Of course this begs the question of whether subcontractors and suppliers can be forced to subordinate their lien rights given the above-quoted language. Would doing so constitute diminishing those rights through the loss of priority? In the past few years, I haven’t seen a case that answers this question. As always, I recommend that you review the statutes yourself, preferably with the advice of an experienced Virginia construction attorney.

A Primer on Design Professionals’ Liability in Virginia

Stephen G. Test | Williams Mullen | July 27, 2017

When building a construction project in Virginia, it is essential that you understand the obligations and supporting legal principles for each of the parties involved in the Project.  You cannot make an informed judgment of the risk involved unless you know the scope of liability for each party.  The Owner must provide timely information and payment.  The general and the subcontractors must provide sufficient manpower and skilled workmanship.  The supplier must deliver equipment that meets the design criteria.

What about the architect or engineer?  The design professionals must provide design information and administration that allow the project to be constructed on time and on budget, and that meet the owner’s criteria for beneficial use when finished.  The legal principles underlying the liability of a design professional in Virginia, whether architect or engineer, are unique and differ markedly from those of an owner or contractor.  That is because of the principle of “professional liability.”

Architects and engineers in Virginia are deemed to be “professionals,” licensed and regulated by the Virginia Board for Architects, Professional Engineers, Land Surveyors, Certified Interior Designers and Landscape Architects.  Because they are professionals, their performance is judged by a “standard of care” not applicable to others involved in the project.  In Virginia, that standard has been determined by the Supreme Court of Virginia to be a duty to “exercise the care of those ordinarily skilled in the business.”  The designer must meet this professional standard in both the design and the administration of the project’s construction.  Nelson v. Commonwealth, 238 Va. 228 (1988).  This standard is determined by the expert opinion of a licensed design professional accounting for the type, size and complexity of project and its location, describing any deviation from that standard.  The design professional is not held to a standard of perfection, nor does she act as a guarantor of the design.

Contractual Liability

When an issue of design professional liability arises on a project, you must know the legal theory to use to establish that there has been a breach of the professional standard of care.  This begins with a determination of contract liability or tort liability.  Assuming there is an enforceable contract, either written or oral, the professional standard of care is implied in the contract for design services. See Nelson.  Should the contract provide for a higher standard of care, keep in mind that professional liability policies will exclude coverage for such additional contractual liability.  The contract may also provide that the design professional has agreed to provide a warranty or guarantee of its design services.  A warranty is an enforceable statement regarding the design professional’s own work, such as a certification that the design meets local building codes.  A guarantee is made with respect to the services of another, such as a designer’s sub-consultant.

Tort Liability

A tort is a civil wrong.  The most common tort is negligence.  If a person or business does not exercise a reasonable degree of care, it is negligent.  Applied here, the design professional must adhere to that professional standard of care, working as carefully as other design professionals under the same or similar circumstances.  In Virginia, a failure to adhere to the professional standard of care constitutes negligence.  There are essential elements that must be proved to prevail on a negligence theory: (i) existence of a duty; (ii) a breach of that duty; (iii) the breach was the proximate cause of the injury; and (iv) the breach resulted in damages.  The law provides that the design professional owes the duty to its contractual partner that it will adhere to the professional standard of care.  To establish a negligence claim, you will need expert testimony as to the professional standard of care and its breach, just as in a contract claim.
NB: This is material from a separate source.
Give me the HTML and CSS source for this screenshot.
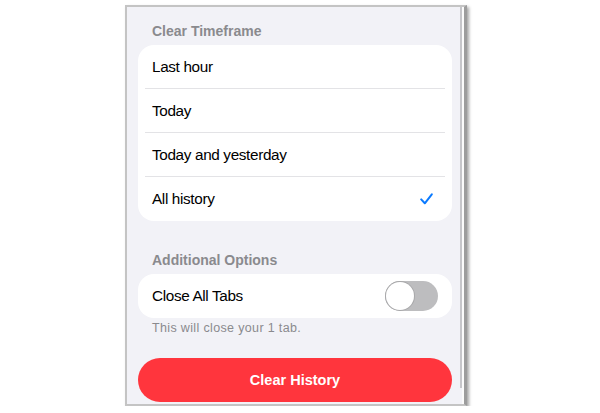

Defenses for Design Professionals

There are recognized defenses that design professionals will commonly rely on to defend a claim that their design work or administration breached the professional standard of care.  These include:

  • Statutes of limitations and statutes of repose:  Prohibit filing a claim after a defined period.  In Virginia, a claim for breach of written contract is five (5) years; for an oral contract, it is three (3) years. These time limits begin to run from the date the plans are delivered to the owner or the design-builder.  If administrative obligations are in the scope of the design professionals work, the time limit begins to run from the date of the breach of the administrative duty. The statute of repose in Virginia bars ANY filing for injury to property, real or personal, or for personal injury or wrongful death arising out of THE defective or unsafe condition of an improvement to real property more than five (5) years after completion of the performance of the services and construction.  This has been interpreted to apply only to claims in tort, not under contract.
  • Privity and Economic Loss:  A design professional cannot be sued for a claim of purely economic loss unless there is contractual privity.
  • Contributory Negligence:  If sued in tort, the design professional may allege that the party bringing the claim was also negligent, which negligence contributed to the damages.  If proved, the defense will bar the claim.
  • Betterment:  The party injured by the breach of the professional standard of care cannot recover damages that would make it better off than it would have been had the breach not occurred.  A design error discovered prior to construction that would not require corrective work will not obligate the designer to pay for the new work, only for the possible delay or increase in the costs of materials.
  • Limitation on Liability:  the written contract with the design professional may contain a provision that limits the liability of the professional to an amount certain.  It can be limited to the fee earned or some other defined amount.

All parties enter contracts with the prayer that it will go smoothly and be successful.  The more you know about the obligations, risks and legalities at the start, the more likely that prayer will be answered.